### Records provided:
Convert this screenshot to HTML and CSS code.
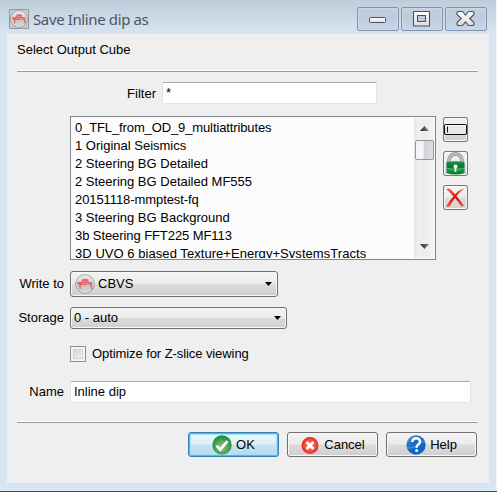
FILE: index.html
```html
<!DOCTYPE html>
<html lang="en">
<head>
<meta charset="utf-8">
<title>Save Inline dip as</title>
<link rel="stylesheet" href="styles.css">
</head>
<body>
<svg class="defs" width="0" height="0" aria-hidden="true">
  <defs>
    <linearGradient id="silver" x1="0" y1="0" x2="0" y2="1"><stop offset="0" stop-color="#ececec"/><stop offset=".6" stop-color="#c3c6ca"/><stop offset="1" stop-color="#d9dbde"/></linearGradient>
    <linearGradient id="glyph" x1="0" y1="0" x2="0" y2="1"><stop offset="0" stop-color="#fff"/><stop offset="1" stop-color="#dcdcdc"/></linearGradient>
    <radialGradient id="green" cx=".5" cy=".6" r=".55"><stop offset="0" stop-color="#9cc49a"/><stop offset=".6" stop-color="#4fa35a"/><stop offset="1" stop-color="#159238"/></radialGradient>
    <radialGradient id="red" cx=".5" cy=".5" r=".5"><stop offset="0" stop-color="#f79a88"/><stop offset=".7" stop-color="#ee4a3c"/><stop offset="1" stop-color="#e8281e"/></radialGradient>
    <linearGradient id="blue" x1="0" y1="0" x2="1" y2="1"><stop offset="0" stop-color="#4a9ad6"/><stop offset=".45" stop-color="#1668bc"/><stop offset="1" stop-color="#0a62d0"/></linearGradient>
    <linearGradient id="lock" x1="0" y1="0" x2="0" y2="1"><stop offset="0" stop-color="#159447"/><stop offset=".5" stop-color="#0c6f2c"/><stop offset=".55" stop-color="#21a349"/><stop offset="1" stop-color="#087427"/></linearGradient>
    <linearGradient id="cross" x1="0" y1="0" x2="0" y2="1"><stop offset="0" stop-color="#f06a54"/><stop offset=".5" stop-color="#d80b08"/><stop offset="1" stop-color="#ee604e"/></linearGradient>
    <linearGradient id="arrow-fill"><stop offset="0" stop-color="#222"/><stop offset="1" stop-color="#888"/></linearGradient>
    <symbol id="logo" viewBox="0 0 20 20">
      <circle cx="10" cy="10" r="9.3" fill="url(#silver)" stroke="#8f9295" stroke-width=".9"/>
      <circle cx="10" cy="10" r="8.3" fill="none" stroke="#e7e7e7" stroke-width=".7"/>
      <path d="M1.800 8.200 6.500 7.800l.7-2.300 1.500-.8 1.200.7 1.500-.9 1.800 1.200.4 2L18.300 9l-1.600 1.100.9 4.900h-1.400l-1.100-4.300-2.600-.5-1.900 1-3.200-.2-1.600.8-.3 3.400-1.200-.2.200-3.900-1.900-1.200Z" fill="#e46468"/>
      <path d="M7.500 7.300h5.200M7 9.200l7 .6" stroke="#d9b4b6" stroke-width=".6" fill="none"/>
    </symbol>
  </defs>
</svg>
<div class="window">
  <header class="titlebar">
    <span class="app-icon"><svg width="18" height="18"><use href="#logo"/></svg></span>
    <h1 class="title">Save Inline dip as</h1>
    <div class="controls">
      <span class="control"><svg width="40" height="22"><rect x="11.500" y="9.500" width="16" height="5" rx="1" fill="url(#glyph)" stroke="#4d5262"/></svg></span>
      <span class="control"><svg width="40" height="22"><path fill-rule="evenodd" d="M12 3.500h15q.5 0 .5.500v14h-16V4q0-.5.500-.5ZM15.500 7.500v6h8v-6Z" fill="url(#glyph)" stroke="#4d5262" stroke-width="1.100"/></svg></span>
      <span class="control"><svg width="40" height="22"><path d="M12 3.500h4.500l3 3.600 3-3.600H27l1 1v2l-4.300 4 4.300 4v2l-1 1h-4.500l-3-3.600-3 3.600H12l-1-1v-2l4.300-4-4.300-4v-2Z" fill="url(#glyph)" stroke="#4d5262" stroke-width="1.100"/></svg></span>
    </div>
  </header>
  <main class="dialog">
    <p class="heading">Select Output Cube</p>
    <div class="separator"></div>
    <div class="filter-row">
      <label class="label">Filter</label>
      <div class="field">*</div>
    </div>
    <div class="list-row">
      <div class="list">
        <ul class="items">
          <li class="tighter">0_TFL_from_OD_9_multiattributes</li>
          <li>1 Original Seismics</li>
          <li>2 Steering BG Detailed</li>
          <li>2 Steering BG Detailed MF555</li>
          <li class="tight">20151118-mmptest-fq</li>
          <li>3 Steering BG Background</li>
          <li class="tight">3b Steering FFT225 MF113</li>
          <li class="loose">3D UVQ 6 biased Texture+Energy+SystemsTracts</li>
        </ul>
        <div class="scrollbar">
          <svg class="arrow" width="9" height="5"><path d="M0 5 4.500 0 9 5Z" fill="url(#arrow-fill)"/></svg>
          <div class="thumb"></div>
          <svg class="arrow down" width="9" height="5"><path d="M0 0h9L4.500 5Z" fill="url(#arrow-fill)"/></svg>
        </div>
      </div>
      <div class="tools">
        <span class="tool"><svg width="25" height="25"><rect x="1.500" y="7.500" width="22" height="10" rx="1.500" fill="#e9e9e9" stroke="#111" stroke-width="1.200"/><path d="M2.500 11V8.500h20V12" stroke="#fafafa" fill="none"/><path d="M4.500 9.500v6" stroke="#111"/></svg></span>
        <span class="tool"><svg width="25" height="25"><path d="M6 12V9.500a6.500 6.500 0 0 1 13 0V12" fill="none" stroke="#979c9f" stroke-width="3.800"/><path d="M6 11V9.500a6.500 6.500 0 0 1 13 0V11" fill="none" stroke="#b9bec0" stroke-width="2"/><path d="M3.500 11q9-1.500 18 0v11q-9 3-18 0Z" fill="url(#lock)"/><path d="M4 17q8.500 3.500 17 0" fill="none" stroke="#55bd6c" stroke-width=".8"/><circle cx="12.500" cy="15.500" r="2" fill="#f0fff0"/><path d="M12.500 16v5" stroke="#f0fff0" stroke-width="1.700"/></svg></span>
        <span class="tool"><svg width="25" height="25"><path d="M3.300 4.300q2.300-1.500 4 0 2.300 2 4.700 5 4.500-5 9.500-5.800-4.600 3.300-8 7.600 4 5 7.700 9.700l-3 .7q-3.200-5-6.200-8.400-3.500 4.700-5.300 8.400-2 1-3.400-.5 3-5.300 7.200-9.600-3.500-4.300-7.200-7.100Z" fill="url(#cross)"/></svg></span>
      </div>
    </div>
    <div class="form">
      <label class="label">Write to</label>
      <div class="combo format"><svg width="20" height="20"><use href="#logo"/></svg><span>CBVS</span><svg class="caret" width="7" height="4"><path d="M0 0h7L3.500 4Z"/></svg></div>
      <label class="label">Storage</label>
      <div class="combo storage"><span>0 - auto</span><svg class="caret" width="7" height="4"><path d="M0 0h7L3.500 4Z"/></svg></div>
      <div class="check"><span class="box"></span><span class="tight">Optimize for Z-slice viewing</span></div>
      <label class="label">Name</label>
      <div class="field">Inline dip</div>
    </div>
    <div class="separator bottom"></div>
    <footer class="buttons">
      <span class="button default"><svg width="20" height="20"><circle cx="10" cy="10" r="9.700" fill="url(#green)"/><path d="m4.500 10.700 3.700 4L15.500 6" fill="none" stroke="#fff" stroke-width="2.700"/></svg>OK</span>
      <span class="button"><svg width="20" height="20"><circle cx="10" cy="10.500" r="8.500" fill="url(#red)"/><path d="m6.500 7 7 7m0-7-7 7" stroke="#fff" stroke-width="2.500"/></svg>Cancel</span>
      <span class="button"><svg width="20" height="20"><circle cx="10" cy="10" r="9.700" fill="url(#blue)"/><path d="M1 13q7 .5 10-3.500T19 7" fill="none" stroke="#66b2e4" stroke-opacity=".45" stroke-width="2"/><path d="M6.300 7q.2-3.700 3.900-3.700t3.900 3.400q0 1.800-2 3.100-1.500 1-1.500 2.900" fill="none" stroke="#fff" stroke-width="2.400"/><circle cx="10.600" cy="15.600" r="1.500" fill="#fff"/></svg>Help</span>
    </footer>
  </main>
</div>
</body>
</html>
```
FILE: styles.css
```css
* { box-sizing: border-box; }
body {
  margin: 0;
  font: 13px/18px "Liberation Sans", Arial, sans-serif;
  color: #000;
  background: #f4f7fa;
}
svg { display: block; flex: none; }
.defs { position: absolute; }
.window {
  width: 497px;
  height: 492px;
  padding: 0 8px 0 7px;
  background: linear-gradient(#bfcddb, #d7e4f1 34px);
  border-bottom: 1px solid #45484c;
  box-shadow: inset -1px 0 #edf3f9, inset 0 -1px #e3edf6;
}
.titlebar {
  display: flex;
  height: 34px;
  padding: 7px 2px 0;
}
.app-icon {
  width: 20px;
  height: 20px;
  margin-top: 2px;
  border: 1px solid #96999c;
  border-radius: 1px;
  background: #c9cccf;
}
.title {
  margin: 2px 0 0 4px;
  font: 15px/20px "Noto Sans", sans-serif;
  letter-spacing: -.38px;
  color: #4c5764;
  white-space: nowrap;
}
.controls { display: flex; gap: 2px; margin-left: auto; }
.control {
  width: 42px;
  height: 24px;
  border: 1px solid #8294b0;
  border-radius: 2px;
  background: linear-gradient(#c3d0df, #bdcbdc 45%, #c8d7e7);
  box-shadow: inset 0 0 0 1px #cbd8e6;
}
.dialog {
  height: 449px;
  padding: 6px 11px 0 10px;
  background: #efefef;
}
.heading { margin: 0; line-height: 19px; height: 30px; }
.separator {
  height: 2px;
  border-top: 1px solid #fff;
  border-bottom: 1px solid #999c9a;
}
.label { text-align: right; white-space: nowrap; }
.filter-row {
  display: grid;
  grid-template-columns: 139px 215px;
  column-gap: 6px;
  align-items: center;
  margin-top: 10px;
}
.filter-row .label { padding-top: 2px; }
.field {
  height: 22px;
  padding: 1px 3px;
  border: 1px solid #dfe3ea;
  border-top-color: #a9abb2;
  border-radius: 2px;
  background: #fff;
}
.list-row { display: flex; gap: 7px; margin: 12px 0 0 53px; }
.list {
  display: flex;
  width: 366px;
  height: 144px;
  padding: 1px;
  border: 1px solid #82858f;
  background: #fcfcfc;
}
.items {
  flex: 1;
  margin: 0;
  padding: 1px 0 0 3px;
  overflow: hidden;
  list-style: none;
  white-space: nowrap;
}
.tight { letter-spacing: -.08px; }
.tighter { letter-spacing: -.12px; }
.loose { letter-spacing: .05px; }
.scrollbar {
  display: flex;
  flex-direction: column;
  align-items: center;
  width: 20px;
  padding-top: 8px;
  background: linear-gradient(90deg, #e5e5e5, #f0f0f0 20%, #ececec 60%, #f5f5f5);
}
.thumb {
  width: 19px;
  height: 20px;
  margin-top: 9px;
  border: 1px solid #959595;
  border-radius: 2px;
  background: linear-gradient(90deg, #f5f5f5 40%, #d2d4d9 50%, #dedfe3);
}
.arrow.down { margin: auto 0 9px; }
.tools { display: flex; flex-direction: column; gap: 9px; padding-top: 1px; }
.tool {
  width: 25px;
  height: 25px;
  border-radius: 3px;
  background: linear-gradient(#f4f4f4, #ebebeb 48%, #dcdcdc 52%, #d0d0d0);
  box-shadow: inset 0 0 0 1px #777, inset 0 0 0 2px #f8f8f8;
}
.form {
  display: grid;
  grid-template-columns: 47px 401px;
  grid-template-rows: 26px 42px 30px 46px;
  column-gap: 6px;
  align-items: center;
  margin-top: 11px;
}
.combo {
  display: flex;
  align-items: center;
  padding: 0 5px 0 4px;
  border: 1px solid #707070;
  border-radius: 3px;
  background: linear-gradient(#f3f3f3, #ebebeb 48%, #dcdcdc 52%, #cfcfcf);
  box-shadow: inset 0 0 0 1px #f7f7f7;
}
.format { width: 208px; height: 26px; gap: 3px; }
.storage { width: 217px; height: 22px; padding-left: 3px; }
.caret { margin-left: auto; }
.check {
  grid-column: 2;
  display: flex;
  align-items: center;
  gap: 6px;
}
.box {
  width: 16px;
  height: 16px;
  border: 1px solid #8e8f8f;
  background: linear-gradient(135deg, #cbcfd5, #f6f6f6);
  box-shadow: inset 0 0 0 2px #f4f4f4, inset 0 0 0 3px #d0d2d6;
}
.bottom { margin-top: 6px; }
.buttons {
  display: flex;
  justify-content: flex-end;
  gap: 8px;
  margin-top: 9px;
  padding-right: 1px;
}
.button {
  display: flex;
  align-items: center;
  justify-content: center;
  gap: 4px;
  width: 91px;
  height: 25px;
  border: 1px solid #707070;
  border-radius: 3px;
  background: linear-gradient(#f3f3f3, #ebebeb 48%, #dcdcdc 52%, #cfcfcf);
  box-shadow: inset 0 0 0 1px #f8f8f8;
}
.button.default {
  border-color: #3c7fb1;
  background: linear-gradient(#edf6fb, #deeff8 48%, #c6e2f1 52%, #b7d9ec);
  box-shadow: inset 0 0 0 1px #35c5f0, inset 0 0 0 2px #a4e2f7;
}
```
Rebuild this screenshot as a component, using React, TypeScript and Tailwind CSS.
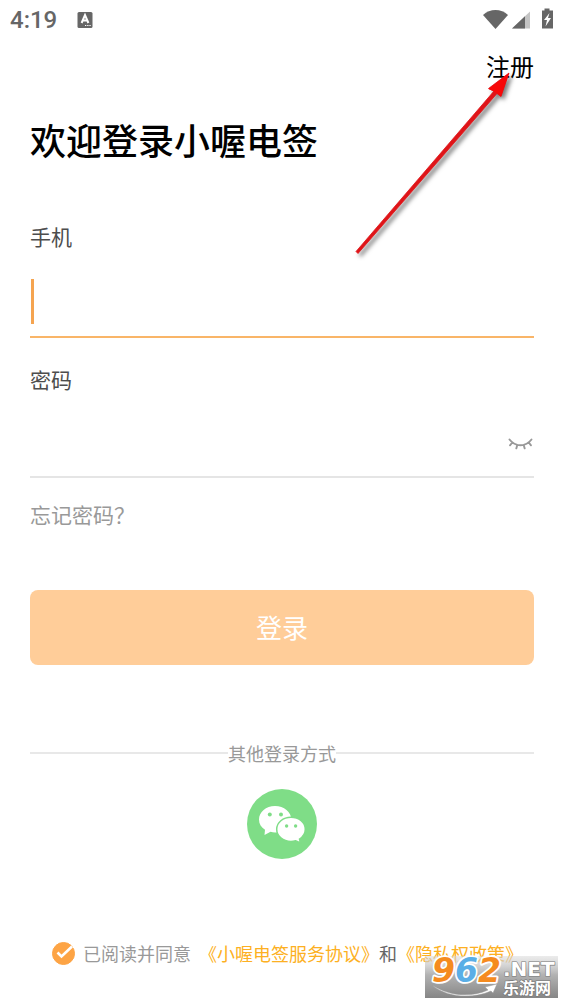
import { useState } from "react";

function StatusBar() {
  return (
    <header className="flex h-10 items-center justify-between px-[10px] text-[#666]">
      <div className="flex items-center gap-5">
        <span className="font-[Roboto,sans-serif] text-2xl leading-10 font-medium">4:19</span>
        <svg width="16" height="18" viewBox="0 0 16 18" aria-hidden="true">
          <rect x="0.5" y="1" width="15" height="16" rx="1.5" fill="#666" />
          <path d="M4.6 12 8 4l3.4 8M5.8 9.6h4.4" fill="none" stroke="#fff" strokeWidth="2" />
          <path d="M8 14.5h1.3M10.2 14.5h1.3M12.4 14.5h1.3" stroke="#fff" strokeWidth="1.2" />
        </svg>
      </div>
      <svg width="72" height="24" viewBox="0 0 72 24" aria-hidden="true">
        <path d="M1 7C4.500 3.800 9 2 13.500 2s9 1.800 12.500 5L13.500 21z" fill="#666" />
        <path d="M30 20.500 48 3.500V20.500z" fill="#c4c4c4" />
        <path d="M30 20.500 43 8.200V20.500z" fill="#666" />
        <path d="M60 2.500h2.500V0.500h5v2H71V20.500H60z" fill="#666" />
        <path d="M67.500 5 62 12h3l-1.500 6.500L69 10h-3z" fill="#fff" />
      </svg>
    </header>
  );
}

function ClosedEyeIcon() {
  return (
    <svg width="26" height="14" viewBox="0 0 26 14" fill="none" stroke="#999" strokeWidth="1.900" strokeLinecap="round" aria-hidden="true">
      <path d="M1.500 2.500C4 5.800 8 8.200 12.500 8.200s8.500-2.400 11-5.700M4.300 5.500 2 8.300M9.300 8l-1 3.400M15.700 8l1 3.400M20.800 5.500l2.200 2.800" />
    </svg>
  );
}

function WechatIcon() {
  return (
    <svg width="70" height="70" viewBox="0 0 70 70" aria-hidden="true">
      <circle cx="35" cy="35" r="35" fill="#7fdd87" />
      <path
        d="M28 17c-9 0-16 5.900-16 13.500 0 4.400 2.300 7.900 6 10.300L17.500 46l6-3.200c1.500.500 2.900.800 4.500.800 9 0 16.300-5.800 16.300-13.200S37 17 28 17z"
        fill="#fff"
      />
      <path
        d="M44 28.300c-8 0-14.300 5.300-14.300 12S36 52.500 44 52.500c1.600 0 3.200-.300 4.700-.700L53.500 54l-1-3.900c3.500-2.300 5.800-5.700 5.800-9.800 0-6.700-6.300-12-14.300-12z"
        fill="#fff"
        stroke="#7fdd87"
        strokeWidth="1.500"
      />
      <g fill="#7fdd87">
        <circle cx="22.800" cy="25.500" r="2" />
        <circle cx="34" cy="25.500" r="2" />
        <circle cx="39.600" cy="37" r="1.700" />
        <circle cx="48.600" cy="37" r="1.700" />
      </g>
    </svg>
  );
}

function Arrow() {
  return (
    <svg
      className="pointer-events-none absolute top-[60px] right-[40px] drop-shadow-[3px_3px_2px_rgba(0,0,0,0.5)]"
      width="180"
      height="200"
      viewBox="0 0 180 200"
      aria-hidden="true"
    >
      <path d="M165 13 144.500 28.500 150 31 12 191.500 14 193.500 153 33.500 157 36.500z" fill="#df1418" stroke="#df1418" strokeWidth="0.800" />
      <path d="M165 13 144.500 29 150 31.500 153 33.500 157 36.500z" fill="#f70808" />
    </svg>
  );
}

function SiteMark() {
  return (
    <svg className="pointer-events-none absolute right-[6px] bottom-[6px]" width="133" height="46" viewBox="0 0 133 46">
      <defs>
        <linearGradient id="plate" x1="0" y1="0" x2="0" y2="1">
          <stop offset="0" stopColor="#d8d8d8" stopOpacity="0.500" />
          <stop offset="0.450" stopColor="#b2b2b2" />
          <stop offset="1" stopColor="#868686" />
        </linearGradient>
      </defs>
      <rect y="4" width="133" height="42" fill="url(#plate)" />
      <g
        fontFamily="DejaVu Sans, sans-serif"
        fontWeight="700"
        fontStyle="italic"
        fontSize="33"
        strokeLinejoin="round"
      >
        <g fill="#fff" stroke="#fff" strokeWidth="3.500" paintOrder="stroke">
          <text x="7" y="30">
            <tspan fill="#f58b1f">9</tspan>
            <tspan fill="#5aaee6">6</tspan>
            <tspan fill="#f58b1f">2</tspan>
          </text>
        </g>
      </g>
      <path d="M7 33C24 44 45 46 63 38l-3-3 12-3-4 9-2-2C48 47 22 46 7 33z" fill="#fff" stroke="#999" strokeWidth="0.500" />
      <g fill="#fff" stroke="#777" strokeWidth="1.200" paintOrder="stroke">
        <text x="78" y="24" fontFamily="DejaVu Sans, sans-serif" fontSize="20" fontWeight="700">.NET</text>
        <text x="78" y="42" fontFamily="Noto Sans CJK SC, sans-serif" fontSize="16" fontWeight="700">乐游网</text>
      </g>
    </svg>
  );
}

export default function App() {
  const [agreed, setAgreed] = useState(true);

  return (
    <div className="relative min-h-screen bg-white pb-8 font-['Noto_Sans_CJK_SC',sans-serif] text-black">
      <StatusBar />
      <main className="px-[30px]">
        <nav className="flex h-[52px] items-center justify-end">
          <a href="#register" className="text-2xl">注册</a>
        </nav>
        <h1 className="mt-5 text-4xl leading-[54px] font-medium">欢迎登录小喔电签</h1>

        <form onSubmit={(e) => e.preventDefault()}>
          <label htmlFor="phone" className="mt-[54px] block text-[21px] leading-8 text-[#4d4d4d]">手机</label>
          <div className="flex h-[86px] items-center border-b-2 border-[#f9b568] pt-[14px]">
            <span className="ml-px h-[45px] w-[3px] bg-[#f5a450]" />
            <input id="phone" type="tel" className="h-[45px] min-w-0 flex-1 bg-transparent px-1 text-2xl outline-none" />
          </div>

          <label htmlFor="password" className="mt-[25px] block text-[21px] leading-8 text-[#4d4d4d]">密码</label>
          <div className="flex h-[83px] items-center border-b-2 border-[#e5e5e5]">
            <input id="password" type="password" className="h-[45px] min-w-0 flex-1 bg-transparent text-2xl outline-none" />
            <button type="button" aria-label="显示密码" className="pt-4">
              <ClosedEyeIcon />
            </button>
          </div>

          <a href="#forgot" className="mt-5 block w-fit text-[21px] leading-8 text-[#999]">忘记密码？</a>

          <button type="submit" className="mt-[60px] h-[75px] w-full rounded-lg bg-[#ffcd99] pb-[2px] text-[26px] text-white">
            登录
          </button>
        </form>

        <div className="mt-[74px] flex items-center text-lg leading-7 text-[#999]">
          <span className="h-[2px] flex-1 bg-[#e8e8e8]" />
          其他登录方式
          <span className="h-[2px] flex-1 bg-[#e8e8e8]" />
        </div>

        <button type="button" aria-label="微信登录" className="mx-auto mt-[22px] block rounded-full">
          <WechatIcon />
        </button>

        <div className="mt-20 flex items-center justify-center pl-[10px] text-lg leading-7 whitespace-nowrap text-[#999]">
          <label className="flex items-center gap-2">
            <span className="grid size-6 place-items-center">
              <input
                type="checkbox"
                checked={agreed}
                onChange={(e) => setAgreed(e.target.checked)}
                className="col-start-1 row-start-1 size-[23px] appearance-none rounded-full border border-[#fda445] checked:bg-[#fda445]"
              />
              <svg className="pointer-events-none col-start-1 row-start-1" width="24" height="24" viewBox="0 0 24 24" fill="none" aria-hidden="true">
                <path d="M6.500 11.500 10.500 15.500 21 5.500" stroke="#fff" strokeWidth="2.600" />
              </svg>
            </span>
            已阅读并同意
          </label>
          <a href="#service" className="ml-2 text-[#fdb022]">《小喔电签服务协议》</a>
          <span className="text-[#666]">和</span>
          <a href="#privacy" className="text-[#fdb022]">《隐私权政策》</a>
        </div>
      </main>
      <Arrow />
      <SiteMark />
    </div>
  );
}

### Your task:
Tally the lines that hold the string "screenshot" and state the total, nothing more.

### Solution to this exercise:
2